A senior official of the Cachar district administration today said while Harendra Kumar Deb Mahanta will lead the official delegation of Cachar, Kolosib deputy commissioner Niharika Rai will head the delegation of senior officials from her district in that meeting, which will be held in the conference room of the Cachar deputy commissioner here.
The border row flared up again last Friday, after a lull that on the Assam-Mizoram border for a considerable period, with the All Barak Youth and Students’ Association staging a blockade at Lailapur village, 45km from here on the border, immobilising traffic to and from Mizoram.
The blockade was lifted last evening after the Cachar district administration assured the association’s leaders that an official meeting of the Assam and Mizoram governments would be held here on Friday to find a solution to the inner line permit (ILP) imbroglio which is preventing Cachar labourers from working in Vairengte in Mizoram.
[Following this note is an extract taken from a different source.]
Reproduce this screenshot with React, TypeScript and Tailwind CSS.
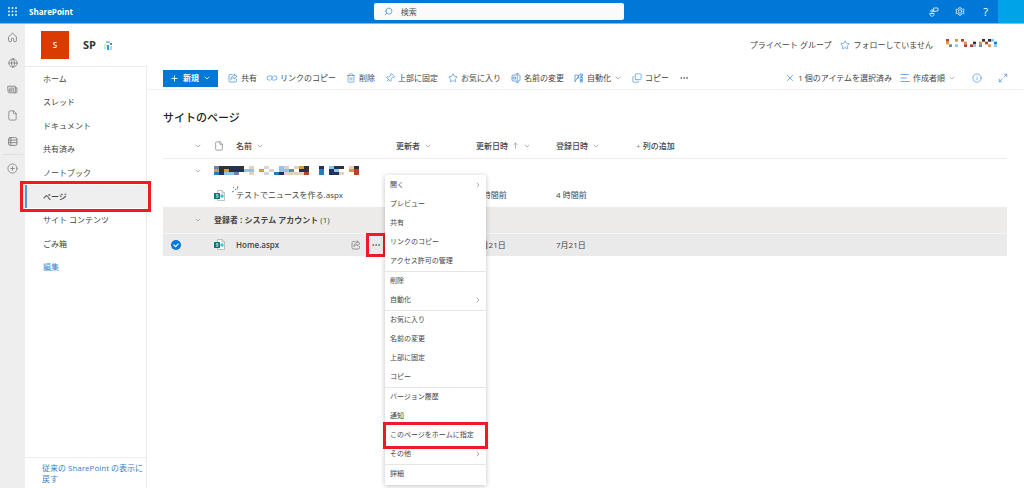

The grant of the ILP to non-Mizo workers for their travel to the adjoining state is governed by the Bengal Eastern Frontier Regulation Act of 1873 for ensuring permanent safeguards to the Mizos, who nurse the fear that unless some preventive official steps are taken, they might one day be outnumbered in their own state.
The association’s chief, Baharul Islam Barbhuyan today said his association would wait for the outcome of Friday’s official meeting here, and if it fails to clear the existing border deadlock, his forum would again consider resuming the blockade along the border.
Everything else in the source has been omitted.